((
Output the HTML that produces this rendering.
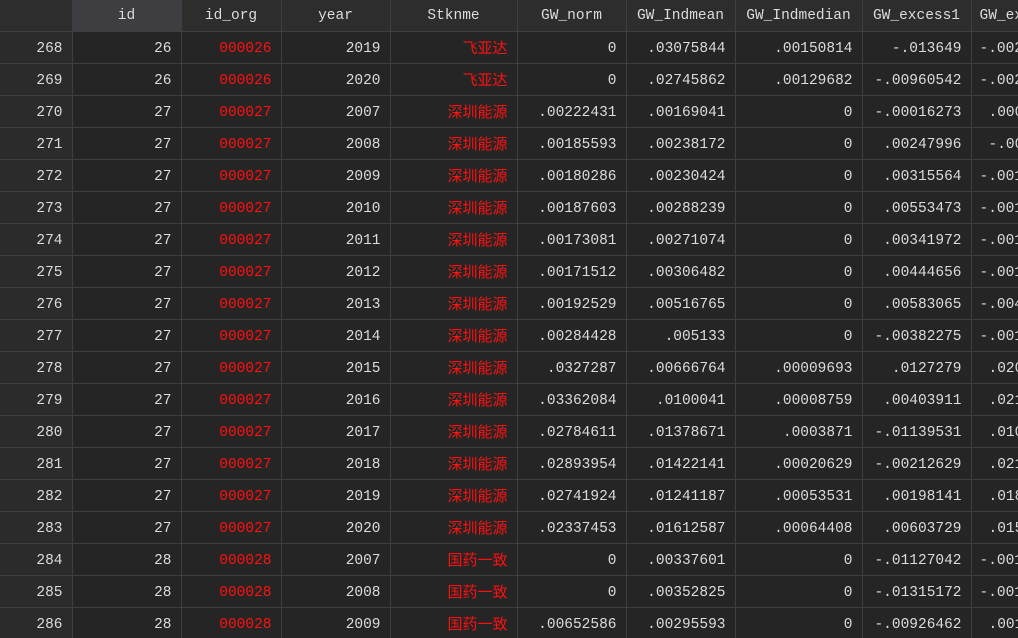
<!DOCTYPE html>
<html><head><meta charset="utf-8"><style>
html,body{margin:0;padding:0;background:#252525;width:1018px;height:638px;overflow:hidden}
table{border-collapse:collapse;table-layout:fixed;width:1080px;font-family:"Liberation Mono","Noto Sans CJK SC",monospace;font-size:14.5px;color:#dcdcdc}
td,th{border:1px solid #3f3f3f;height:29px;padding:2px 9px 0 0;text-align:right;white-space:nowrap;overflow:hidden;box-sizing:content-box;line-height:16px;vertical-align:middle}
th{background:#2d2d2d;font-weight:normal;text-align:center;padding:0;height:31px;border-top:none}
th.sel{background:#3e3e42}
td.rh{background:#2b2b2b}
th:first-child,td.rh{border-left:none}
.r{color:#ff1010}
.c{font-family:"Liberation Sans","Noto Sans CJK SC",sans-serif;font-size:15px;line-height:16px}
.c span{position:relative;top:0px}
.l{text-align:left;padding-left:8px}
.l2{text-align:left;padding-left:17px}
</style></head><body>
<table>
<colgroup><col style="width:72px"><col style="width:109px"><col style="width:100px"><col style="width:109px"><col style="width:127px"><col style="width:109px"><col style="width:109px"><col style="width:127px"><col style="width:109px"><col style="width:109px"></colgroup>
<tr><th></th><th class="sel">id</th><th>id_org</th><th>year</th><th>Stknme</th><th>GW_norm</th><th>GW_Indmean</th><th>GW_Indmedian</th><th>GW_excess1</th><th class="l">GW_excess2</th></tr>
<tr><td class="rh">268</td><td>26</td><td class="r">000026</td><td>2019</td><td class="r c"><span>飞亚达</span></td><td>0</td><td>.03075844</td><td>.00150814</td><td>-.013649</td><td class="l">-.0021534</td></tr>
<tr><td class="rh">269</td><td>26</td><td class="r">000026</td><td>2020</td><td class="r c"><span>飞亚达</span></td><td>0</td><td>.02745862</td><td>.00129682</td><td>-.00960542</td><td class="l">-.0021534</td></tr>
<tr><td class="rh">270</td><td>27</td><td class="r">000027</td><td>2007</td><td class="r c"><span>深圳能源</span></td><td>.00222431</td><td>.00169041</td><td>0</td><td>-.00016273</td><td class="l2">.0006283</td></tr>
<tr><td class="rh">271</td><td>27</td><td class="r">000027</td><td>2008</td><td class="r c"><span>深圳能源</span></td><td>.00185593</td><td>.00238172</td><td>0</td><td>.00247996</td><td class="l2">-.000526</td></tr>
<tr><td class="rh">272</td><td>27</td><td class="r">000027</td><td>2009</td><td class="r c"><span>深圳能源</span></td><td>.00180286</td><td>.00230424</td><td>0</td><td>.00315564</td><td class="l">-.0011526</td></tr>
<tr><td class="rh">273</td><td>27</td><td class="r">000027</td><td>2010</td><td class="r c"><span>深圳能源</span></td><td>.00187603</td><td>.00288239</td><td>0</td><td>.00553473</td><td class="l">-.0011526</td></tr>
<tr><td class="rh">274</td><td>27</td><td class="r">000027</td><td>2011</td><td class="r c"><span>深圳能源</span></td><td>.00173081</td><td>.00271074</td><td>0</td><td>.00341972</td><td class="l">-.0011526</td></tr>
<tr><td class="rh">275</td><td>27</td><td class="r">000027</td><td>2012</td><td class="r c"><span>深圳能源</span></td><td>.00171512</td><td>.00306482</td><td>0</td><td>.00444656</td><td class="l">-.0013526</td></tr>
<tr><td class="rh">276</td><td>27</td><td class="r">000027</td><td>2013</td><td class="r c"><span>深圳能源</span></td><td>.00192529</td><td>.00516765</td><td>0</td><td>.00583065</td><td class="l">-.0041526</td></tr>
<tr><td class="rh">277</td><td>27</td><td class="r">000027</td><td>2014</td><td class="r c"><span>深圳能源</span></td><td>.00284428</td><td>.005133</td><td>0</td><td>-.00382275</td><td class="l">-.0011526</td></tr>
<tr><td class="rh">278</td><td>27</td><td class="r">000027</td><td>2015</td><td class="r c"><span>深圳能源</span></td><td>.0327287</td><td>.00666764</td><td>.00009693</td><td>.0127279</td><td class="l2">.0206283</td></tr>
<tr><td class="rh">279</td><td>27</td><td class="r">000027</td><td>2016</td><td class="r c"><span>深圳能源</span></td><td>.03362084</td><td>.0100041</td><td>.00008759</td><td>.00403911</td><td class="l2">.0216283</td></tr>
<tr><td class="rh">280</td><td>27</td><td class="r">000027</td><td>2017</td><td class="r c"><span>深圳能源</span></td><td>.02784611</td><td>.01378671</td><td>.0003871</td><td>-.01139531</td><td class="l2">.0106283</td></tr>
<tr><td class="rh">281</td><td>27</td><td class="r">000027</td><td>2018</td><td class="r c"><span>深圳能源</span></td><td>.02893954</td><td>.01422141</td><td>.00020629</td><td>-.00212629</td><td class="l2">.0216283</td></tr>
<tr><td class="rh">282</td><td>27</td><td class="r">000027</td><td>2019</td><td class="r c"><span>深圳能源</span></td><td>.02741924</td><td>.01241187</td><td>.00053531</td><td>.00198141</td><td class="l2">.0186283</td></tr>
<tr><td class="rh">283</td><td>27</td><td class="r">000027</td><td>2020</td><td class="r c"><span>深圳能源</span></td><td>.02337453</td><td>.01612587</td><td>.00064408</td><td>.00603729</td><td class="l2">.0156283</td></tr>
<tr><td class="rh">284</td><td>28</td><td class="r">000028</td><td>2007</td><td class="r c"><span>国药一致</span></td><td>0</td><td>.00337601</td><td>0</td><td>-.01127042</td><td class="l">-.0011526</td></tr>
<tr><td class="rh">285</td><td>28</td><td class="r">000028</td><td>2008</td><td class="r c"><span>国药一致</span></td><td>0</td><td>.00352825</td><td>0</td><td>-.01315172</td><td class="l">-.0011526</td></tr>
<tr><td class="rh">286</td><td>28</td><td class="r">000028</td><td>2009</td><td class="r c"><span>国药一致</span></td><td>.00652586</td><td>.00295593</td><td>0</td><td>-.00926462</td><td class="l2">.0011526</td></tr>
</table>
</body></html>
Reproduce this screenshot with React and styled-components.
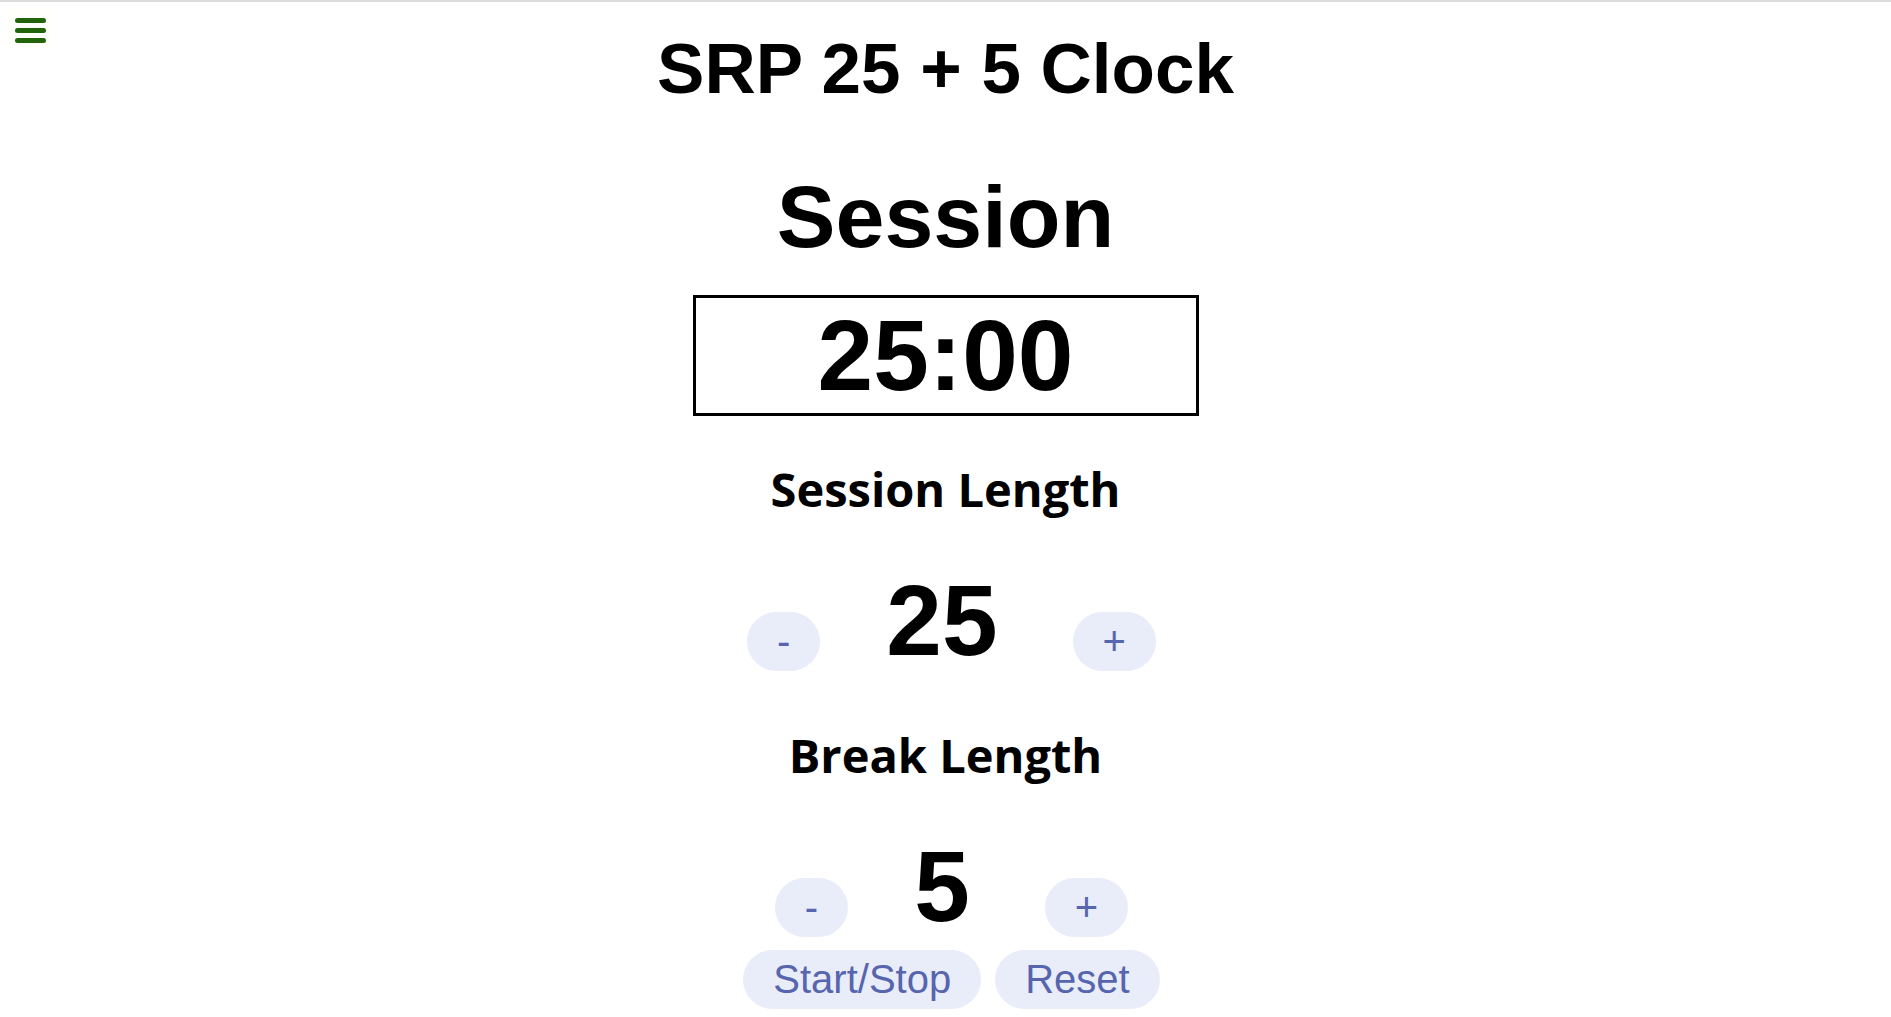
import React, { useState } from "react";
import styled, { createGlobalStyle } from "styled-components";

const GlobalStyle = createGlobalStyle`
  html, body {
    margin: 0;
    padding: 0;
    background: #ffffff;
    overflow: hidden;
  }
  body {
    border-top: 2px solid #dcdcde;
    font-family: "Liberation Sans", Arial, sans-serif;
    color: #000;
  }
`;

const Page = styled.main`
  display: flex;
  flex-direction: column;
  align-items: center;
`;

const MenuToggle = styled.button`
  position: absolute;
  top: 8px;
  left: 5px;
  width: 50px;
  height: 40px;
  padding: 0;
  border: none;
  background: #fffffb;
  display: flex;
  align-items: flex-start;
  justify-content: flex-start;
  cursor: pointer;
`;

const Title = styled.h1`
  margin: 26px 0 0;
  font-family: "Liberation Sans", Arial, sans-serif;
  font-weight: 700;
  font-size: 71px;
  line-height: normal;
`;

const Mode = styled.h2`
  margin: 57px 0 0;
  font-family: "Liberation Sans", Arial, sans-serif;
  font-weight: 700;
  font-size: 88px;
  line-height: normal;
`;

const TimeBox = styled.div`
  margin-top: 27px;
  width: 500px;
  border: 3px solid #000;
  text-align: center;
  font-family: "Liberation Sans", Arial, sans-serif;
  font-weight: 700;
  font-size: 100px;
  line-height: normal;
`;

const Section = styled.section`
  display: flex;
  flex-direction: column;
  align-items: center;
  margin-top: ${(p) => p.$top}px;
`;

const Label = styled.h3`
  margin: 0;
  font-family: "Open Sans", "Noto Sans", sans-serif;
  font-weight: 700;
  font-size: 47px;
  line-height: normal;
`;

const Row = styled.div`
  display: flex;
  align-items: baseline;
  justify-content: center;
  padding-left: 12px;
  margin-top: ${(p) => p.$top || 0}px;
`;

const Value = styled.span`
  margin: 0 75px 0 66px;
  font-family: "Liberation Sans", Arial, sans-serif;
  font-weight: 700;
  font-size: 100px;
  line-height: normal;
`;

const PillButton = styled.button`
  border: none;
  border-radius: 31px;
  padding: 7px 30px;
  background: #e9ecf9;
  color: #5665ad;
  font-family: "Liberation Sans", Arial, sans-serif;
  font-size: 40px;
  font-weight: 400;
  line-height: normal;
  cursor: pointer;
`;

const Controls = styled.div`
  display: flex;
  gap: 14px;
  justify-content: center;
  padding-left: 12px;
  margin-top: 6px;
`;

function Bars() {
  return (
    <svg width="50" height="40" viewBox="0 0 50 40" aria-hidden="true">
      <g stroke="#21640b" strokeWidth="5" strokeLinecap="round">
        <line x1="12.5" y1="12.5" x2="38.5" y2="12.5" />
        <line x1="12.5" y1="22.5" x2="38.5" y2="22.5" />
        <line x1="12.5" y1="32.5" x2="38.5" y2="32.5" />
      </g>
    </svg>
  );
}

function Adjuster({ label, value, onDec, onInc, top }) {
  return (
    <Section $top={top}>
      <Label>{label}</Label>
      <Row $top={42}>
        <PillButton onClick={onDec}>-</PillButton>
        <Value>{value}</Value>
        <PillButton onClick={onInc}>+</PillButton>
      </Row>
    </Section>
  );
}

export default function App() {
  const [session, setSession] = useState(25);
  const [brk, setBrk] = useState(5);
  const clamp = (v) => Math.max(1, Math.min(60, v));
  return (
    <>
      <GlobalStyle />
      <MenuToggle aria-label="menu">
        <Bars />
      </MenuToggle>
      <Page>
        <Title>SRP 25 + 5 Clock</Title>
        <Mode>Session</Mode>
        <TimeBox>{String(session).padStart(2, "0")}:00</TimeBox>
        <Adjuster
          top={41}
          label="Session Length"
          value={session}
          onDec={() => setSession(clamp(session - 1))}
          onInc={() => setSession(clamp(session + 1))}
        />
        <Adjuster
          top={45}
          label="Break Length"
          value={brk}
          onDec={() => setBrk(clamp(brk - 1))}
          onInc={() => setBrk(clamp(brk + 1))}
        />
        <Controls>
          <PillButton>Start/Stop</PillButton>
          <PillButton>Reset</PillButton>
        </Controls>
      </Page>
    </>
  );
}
))
* _What is needed_: Where a line above contains the string "components", copy that line.

* _Solution to this problem_:
Reproduce this screenshot with React and styled-components.
import styled, { createGlobalStyle } from "styled-components";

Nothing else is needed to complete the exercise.